[START DATA TO PROCESS]

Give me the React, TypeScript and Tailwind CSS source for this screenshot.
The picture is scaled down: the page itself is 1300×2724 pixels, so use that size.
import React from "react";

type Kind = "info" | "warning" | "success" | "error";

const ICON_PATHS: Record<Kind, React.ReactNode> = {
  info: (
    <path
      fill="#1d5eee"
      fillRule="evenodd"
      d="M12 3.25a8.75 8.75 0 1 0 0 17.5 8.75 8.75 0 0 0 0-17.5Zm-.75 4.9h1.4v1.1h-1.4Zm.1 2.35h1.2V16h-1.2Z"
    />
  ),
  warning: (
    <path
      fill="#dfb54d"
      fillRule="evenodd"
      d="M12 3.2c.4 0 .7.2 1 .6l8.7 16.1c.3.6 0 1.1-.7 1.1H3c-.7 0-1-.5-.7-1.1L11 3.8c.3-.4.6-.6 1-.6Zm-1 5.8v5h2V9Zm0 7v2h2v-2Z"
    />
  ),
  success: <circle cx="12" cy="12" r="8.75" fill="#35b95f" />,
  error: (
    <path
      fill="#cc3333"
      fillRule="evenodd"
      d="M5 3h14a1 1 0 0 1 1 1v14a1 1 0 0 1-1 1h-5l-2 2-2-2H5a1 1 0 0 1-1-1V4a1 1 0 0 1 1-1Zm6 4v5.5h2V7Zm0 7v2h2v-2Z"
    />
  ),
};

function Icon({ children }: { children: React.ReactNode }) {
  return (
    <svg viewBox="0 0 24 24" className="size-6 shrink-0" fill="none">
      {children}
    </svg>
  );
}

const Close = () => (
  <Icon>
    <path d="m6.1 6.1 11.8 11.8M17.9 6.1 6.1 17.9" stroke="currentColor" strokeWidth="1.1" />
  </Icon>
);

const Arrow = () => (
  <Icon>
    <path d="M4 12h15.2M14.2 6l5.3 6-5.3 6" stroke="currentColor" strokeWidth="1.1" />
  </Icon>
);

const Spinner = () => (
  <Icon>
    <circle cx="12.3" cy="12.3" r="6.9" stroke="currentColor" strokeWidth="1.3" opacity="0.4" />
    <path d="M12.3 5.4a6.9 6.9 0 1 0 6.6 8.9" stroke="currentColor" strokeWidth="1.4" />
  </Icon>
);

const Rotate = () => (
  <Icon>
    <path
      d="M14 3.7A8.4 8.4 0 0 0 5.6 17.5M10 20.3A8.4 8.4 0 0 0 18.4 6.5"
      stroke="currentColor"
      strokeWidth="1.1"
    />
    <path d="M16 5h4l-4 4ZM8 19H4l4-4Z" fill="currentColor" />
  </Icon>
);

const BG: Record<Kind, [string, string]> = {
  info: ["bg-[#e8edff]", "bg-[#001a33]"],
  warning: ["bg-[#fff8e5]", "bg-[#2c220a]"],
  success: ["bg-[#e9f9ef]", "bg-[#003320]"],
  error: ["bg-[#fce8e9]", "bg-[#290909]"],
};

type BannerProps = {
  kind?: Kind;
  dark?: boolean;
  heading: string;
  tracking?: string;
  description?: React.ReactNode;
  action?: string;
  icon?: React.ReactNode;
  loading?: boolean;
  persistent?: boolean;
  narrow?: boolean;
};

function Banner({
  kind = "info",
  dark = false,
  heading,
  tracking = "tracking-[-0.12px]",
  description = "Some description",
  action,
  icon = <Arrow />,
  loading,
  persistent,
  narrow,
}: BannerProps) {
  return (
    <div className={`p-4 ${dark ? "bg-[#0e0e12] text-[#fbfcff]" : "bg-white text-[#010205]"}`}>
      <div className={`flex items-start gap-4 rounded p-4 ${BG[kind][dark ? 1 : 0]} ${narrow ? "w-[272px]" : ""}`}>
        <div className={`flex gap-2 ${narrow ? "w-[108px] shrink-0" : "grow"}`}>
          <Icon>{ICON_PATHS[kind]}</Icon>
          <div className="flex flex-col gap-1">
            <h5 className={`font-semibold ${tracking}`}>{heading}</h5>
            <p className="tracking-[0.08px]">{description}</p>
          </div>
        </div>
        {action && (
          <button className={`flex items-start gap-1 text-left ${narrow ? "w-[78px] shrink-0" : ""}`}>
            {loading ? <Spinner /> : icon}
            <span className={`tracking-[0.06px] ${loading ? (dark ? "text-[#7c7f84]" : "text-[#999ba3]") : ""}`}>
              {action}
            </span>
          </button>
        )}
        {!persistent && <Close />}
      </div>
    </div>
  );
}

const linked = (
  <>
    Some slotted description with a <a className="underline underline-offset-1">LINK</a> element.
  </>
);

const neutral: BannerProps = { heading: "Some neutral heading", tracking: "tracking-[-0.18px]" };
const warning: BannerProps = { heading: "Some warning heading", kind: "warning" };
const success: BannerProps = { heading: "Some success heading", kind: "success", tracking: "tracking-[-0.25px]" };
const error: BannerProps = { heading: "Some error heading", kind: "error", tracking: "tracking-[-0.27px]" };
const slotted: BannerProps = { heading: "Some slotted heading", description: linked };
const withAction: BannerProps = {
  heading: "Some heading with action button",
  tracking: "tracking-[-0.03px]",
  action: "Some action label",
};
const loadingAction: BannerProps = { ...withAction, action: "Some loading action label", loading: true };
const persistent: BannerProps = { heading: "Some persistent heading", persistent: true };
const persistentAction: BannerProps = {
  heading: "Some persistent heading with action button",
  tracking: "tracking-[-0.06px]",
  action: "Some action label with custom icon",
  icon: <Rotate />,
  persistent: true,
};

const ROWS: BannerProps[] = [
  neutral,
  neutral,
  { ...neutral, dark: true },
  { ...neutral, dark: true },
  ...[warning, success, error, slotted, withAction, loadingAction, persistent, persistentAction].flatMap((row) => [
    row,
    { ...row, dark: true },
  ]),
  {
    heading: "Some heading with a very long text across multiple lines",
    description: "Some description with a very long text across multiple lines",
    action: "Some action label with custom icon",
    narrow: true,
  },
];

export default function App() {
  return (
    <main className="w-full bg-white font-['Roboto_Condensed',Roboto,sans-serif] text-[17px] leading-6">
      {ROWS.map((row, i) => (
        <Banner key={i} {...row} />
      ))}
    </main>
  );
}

[END DATA TO PROCESS]
[START DATA TO PROCESS]

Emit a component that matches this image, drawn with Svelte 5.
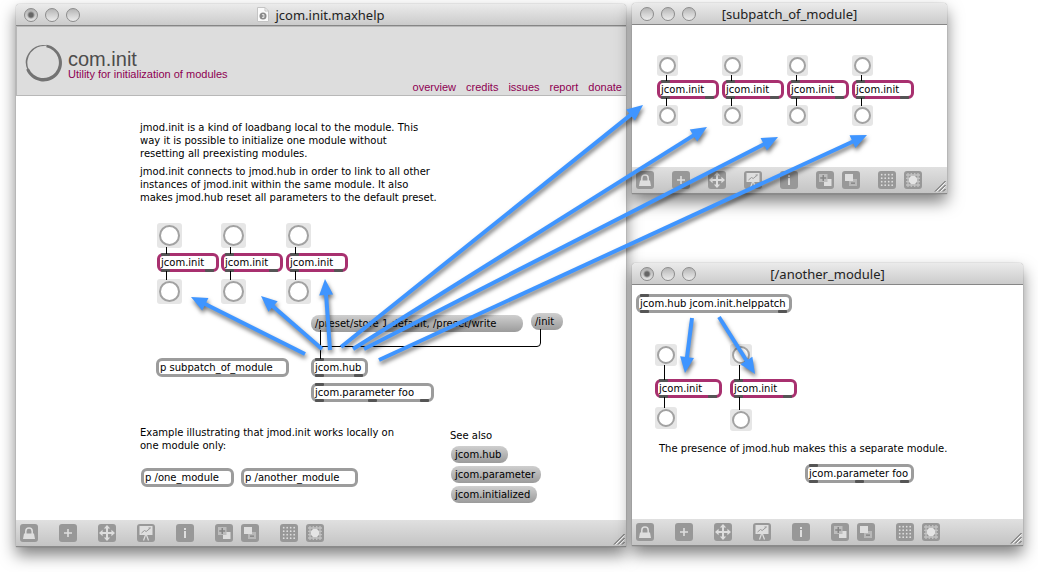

[END DATA TO PROCESS]
[START DATA TO PROCESS]

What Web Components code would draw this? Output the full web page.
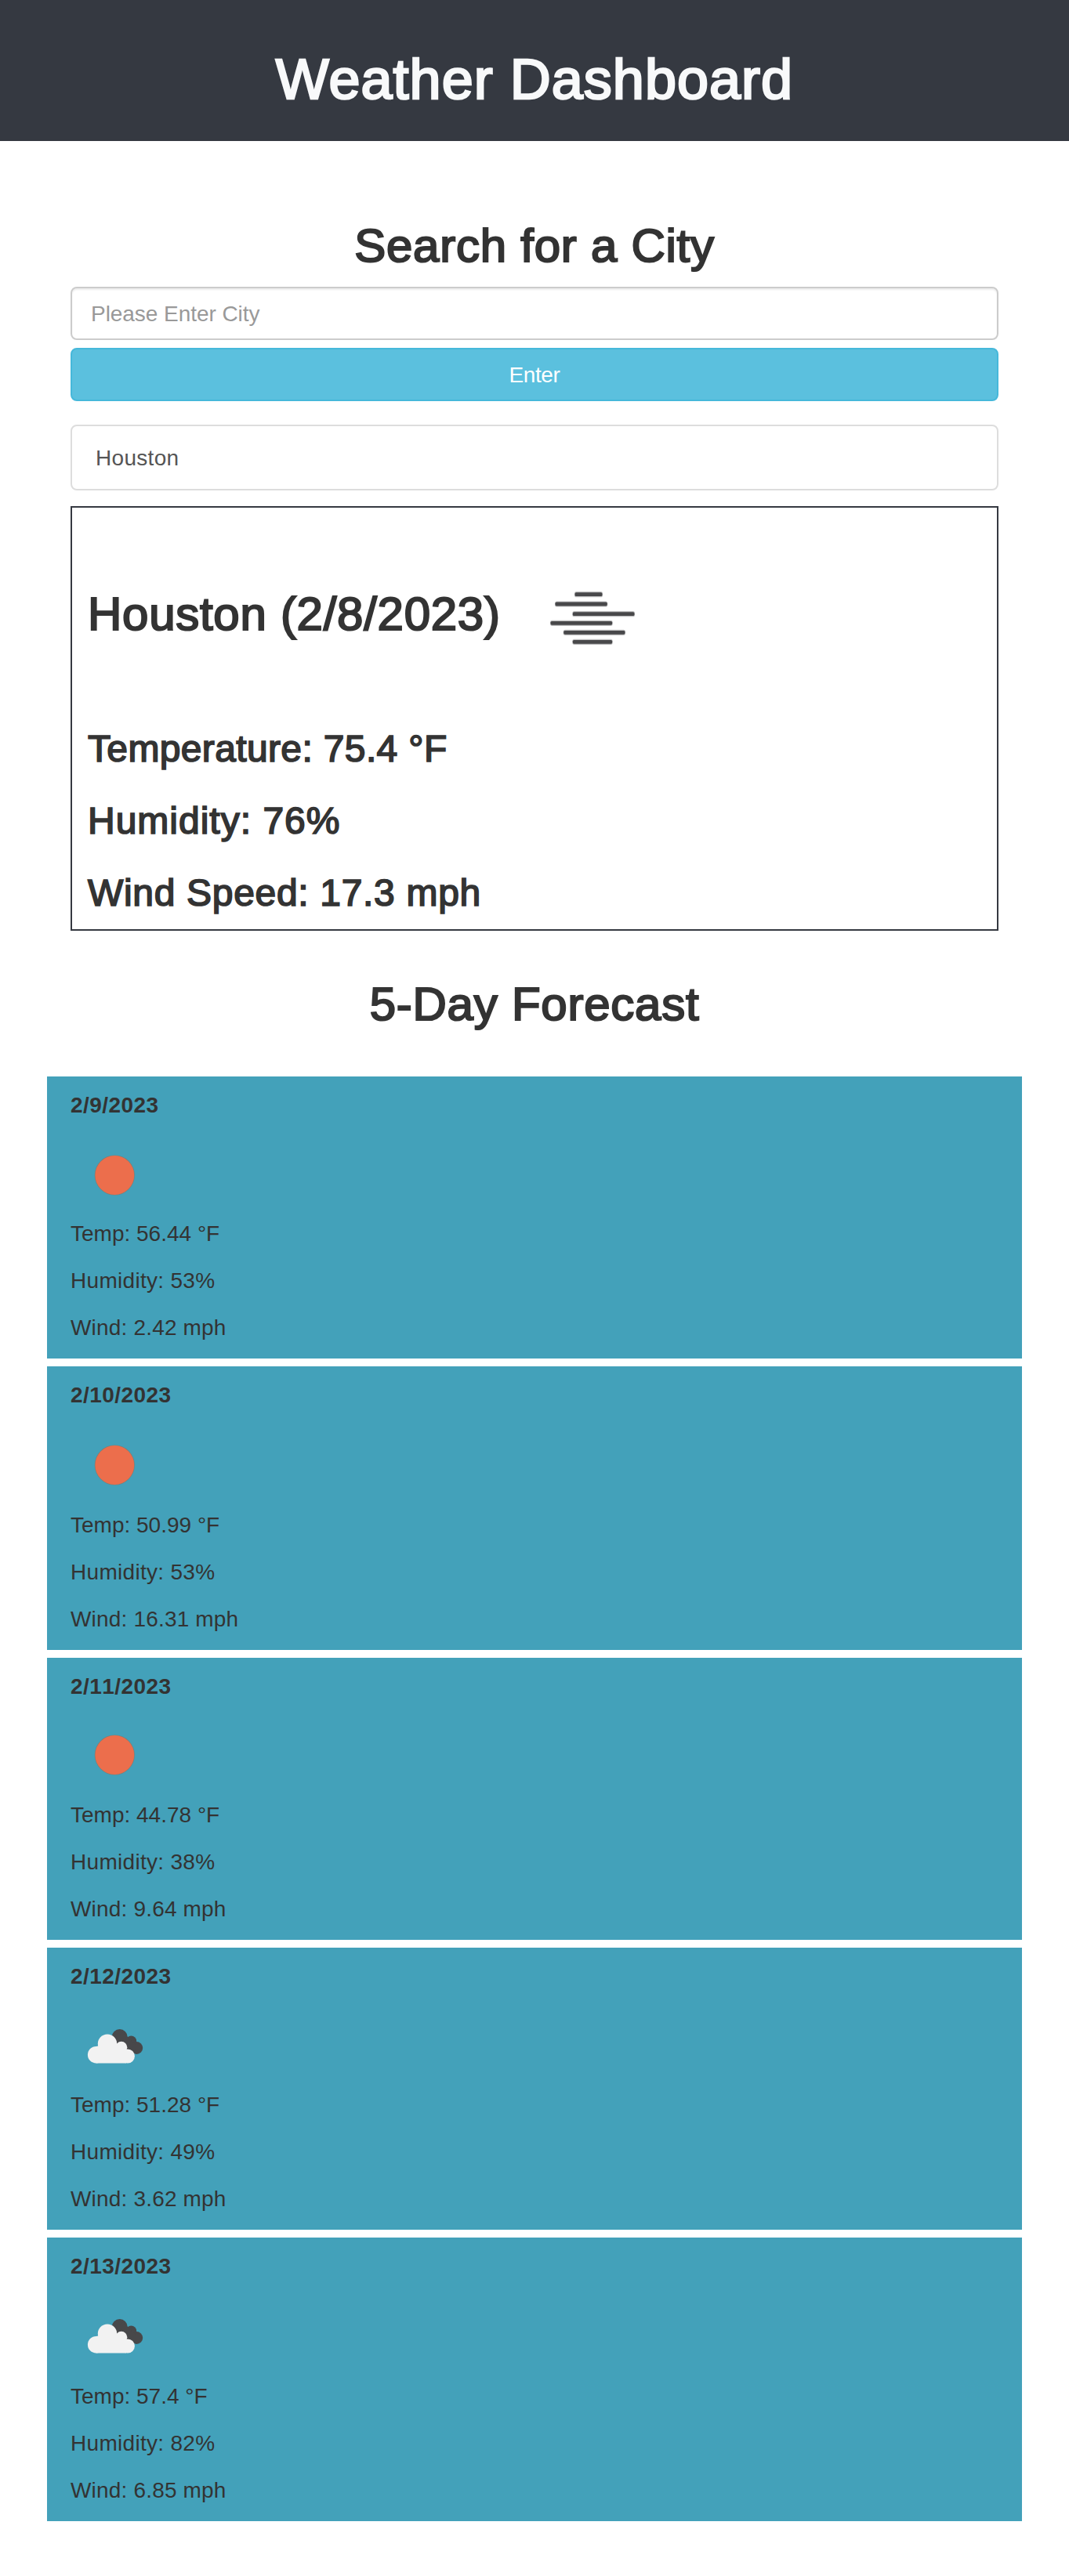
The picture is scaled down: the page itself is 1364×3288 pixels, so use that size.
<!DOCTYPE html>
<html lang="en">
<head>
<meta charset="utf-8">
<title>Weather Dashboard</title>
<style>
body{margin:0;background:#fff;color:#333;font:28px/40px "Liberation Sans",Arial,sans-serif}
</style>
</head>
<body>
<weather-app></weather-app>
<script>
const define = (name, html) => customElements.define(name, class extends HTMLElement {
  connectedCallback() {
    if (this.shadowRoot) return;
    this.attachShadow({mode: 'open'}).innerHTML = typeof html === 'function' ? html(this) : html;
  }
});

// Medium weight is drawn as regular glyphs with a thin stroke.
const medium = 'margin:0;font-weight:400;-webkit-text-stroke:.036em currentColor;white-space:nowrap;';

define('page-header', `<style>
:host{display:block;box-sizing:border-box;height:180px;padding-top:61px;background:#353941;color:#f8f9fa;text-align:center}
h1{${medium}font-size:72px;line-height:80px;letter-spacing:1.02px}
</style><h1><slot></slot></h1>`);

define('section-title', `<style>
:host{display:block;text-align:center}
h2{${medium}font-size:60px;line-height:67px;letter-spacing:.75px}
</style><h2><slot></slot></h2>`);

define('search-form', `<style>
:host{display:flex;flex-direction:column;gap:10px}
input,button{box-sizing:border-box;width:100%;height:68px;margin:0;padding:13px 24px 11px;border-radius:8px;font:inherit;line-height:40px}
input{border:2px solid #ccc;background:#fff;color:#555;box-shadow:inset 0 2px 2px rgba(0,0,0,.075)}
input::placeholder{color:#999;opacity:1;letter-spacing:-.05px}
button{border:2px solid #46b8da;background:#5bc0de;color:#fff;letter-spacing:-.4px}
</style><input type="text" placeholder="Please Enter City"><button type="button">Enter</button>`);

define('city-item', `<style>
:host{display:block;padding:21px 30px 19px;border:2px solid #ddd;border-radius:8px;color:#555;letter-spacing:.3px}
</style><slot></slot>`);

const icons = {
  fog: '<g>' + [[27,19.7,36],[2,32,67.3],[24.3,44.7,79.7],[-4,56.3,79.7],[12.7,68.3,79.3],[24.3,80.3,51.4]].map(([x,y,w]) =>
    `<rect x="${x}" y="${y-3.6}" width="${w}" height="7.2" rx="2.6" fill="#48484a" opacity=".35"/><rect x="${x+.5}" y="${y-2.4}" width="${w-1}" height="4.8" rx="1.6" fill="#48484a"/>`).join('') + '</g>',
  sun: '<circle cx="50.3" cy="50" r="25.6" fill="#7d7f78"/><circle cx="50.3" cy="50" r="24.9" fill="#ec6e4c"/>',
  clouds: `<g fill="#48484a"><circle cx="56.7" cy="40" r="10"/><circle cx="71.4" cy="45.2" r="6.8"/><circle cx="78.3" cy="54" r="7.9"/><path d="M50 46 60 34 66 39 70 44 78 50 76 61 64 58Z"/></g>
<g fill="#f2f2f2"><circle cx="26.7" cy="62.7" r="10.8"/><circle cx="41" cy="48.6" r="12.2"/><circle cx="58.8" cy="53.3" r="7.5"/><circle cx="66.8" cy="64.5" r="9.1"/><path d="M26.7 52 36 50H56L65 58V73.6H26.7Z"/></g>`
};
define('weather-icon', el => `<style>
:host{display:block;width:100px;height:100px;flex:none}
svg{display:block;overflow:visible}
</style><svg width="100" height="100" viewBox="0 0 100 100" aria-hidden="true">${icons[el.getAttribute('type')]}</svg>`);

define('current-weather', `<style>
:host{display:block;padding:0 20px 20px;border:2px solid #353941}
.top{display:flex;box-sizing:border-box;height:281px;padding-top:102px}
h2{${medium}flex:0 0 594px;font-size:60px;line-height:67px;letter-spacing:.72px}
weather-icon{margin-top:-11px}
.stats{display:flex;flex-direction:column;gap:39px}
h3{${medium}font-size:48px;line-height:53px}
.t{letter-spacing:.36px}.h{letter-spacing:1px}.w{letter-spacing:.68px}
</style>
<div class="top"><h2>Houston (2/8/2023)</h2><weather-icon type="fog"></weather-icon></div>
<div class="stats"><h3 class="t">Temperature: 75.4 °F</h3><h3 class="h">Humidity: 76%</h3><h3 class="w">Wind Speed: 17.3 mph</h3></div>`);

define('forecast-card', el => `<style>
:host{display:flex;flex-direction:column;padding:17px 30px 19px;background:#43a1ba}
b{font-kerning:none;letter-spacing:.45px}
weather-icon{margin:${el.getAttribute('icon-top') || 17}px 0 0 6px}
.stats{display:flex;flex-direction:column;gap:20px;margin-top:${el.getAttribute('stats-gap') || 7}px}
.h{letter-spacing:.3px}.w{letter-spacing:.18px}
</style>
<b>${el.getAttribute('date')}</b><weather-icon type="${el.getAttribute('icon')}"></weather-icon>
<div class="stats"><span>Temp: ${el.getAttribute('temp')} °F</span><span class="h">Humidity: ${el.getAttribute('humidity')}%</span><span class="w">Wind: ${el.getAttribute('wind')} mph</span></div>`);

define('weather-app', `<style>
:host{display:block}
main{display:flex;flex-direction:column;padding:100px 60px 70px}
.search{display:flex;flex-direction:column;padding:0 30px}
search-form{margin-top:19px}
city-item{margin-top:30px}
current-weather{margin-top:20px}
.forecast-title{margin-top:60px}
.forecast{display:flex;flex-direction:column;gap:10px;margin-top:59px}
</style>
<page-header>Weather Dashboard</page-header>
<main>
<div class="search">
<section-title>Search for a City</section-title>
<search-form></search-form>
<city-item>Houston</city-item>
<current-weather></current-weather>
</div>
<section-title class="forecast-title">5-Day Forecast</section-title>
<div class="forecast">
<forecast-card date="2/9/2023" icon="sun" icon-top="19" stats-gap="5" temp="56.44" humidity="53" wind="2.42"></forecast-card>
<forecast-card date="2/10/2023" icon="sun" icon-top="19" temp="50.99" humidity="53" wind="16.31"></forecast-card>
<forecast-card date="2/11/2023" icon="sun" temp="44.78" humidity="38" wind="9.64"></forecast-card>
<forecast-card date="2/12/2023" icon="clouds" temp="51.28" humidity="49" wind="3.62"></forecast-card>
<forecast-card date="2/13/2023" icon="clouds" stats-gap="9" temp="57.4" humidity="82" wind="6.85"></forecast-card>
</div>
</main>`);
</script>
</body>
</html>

[END DATA TO PROCESS]

--- AIM ---
In the entries above, how many lines hold the word "down"? State the number and nothing else.

--- RESPONSE TO THE EXERCISE ---
2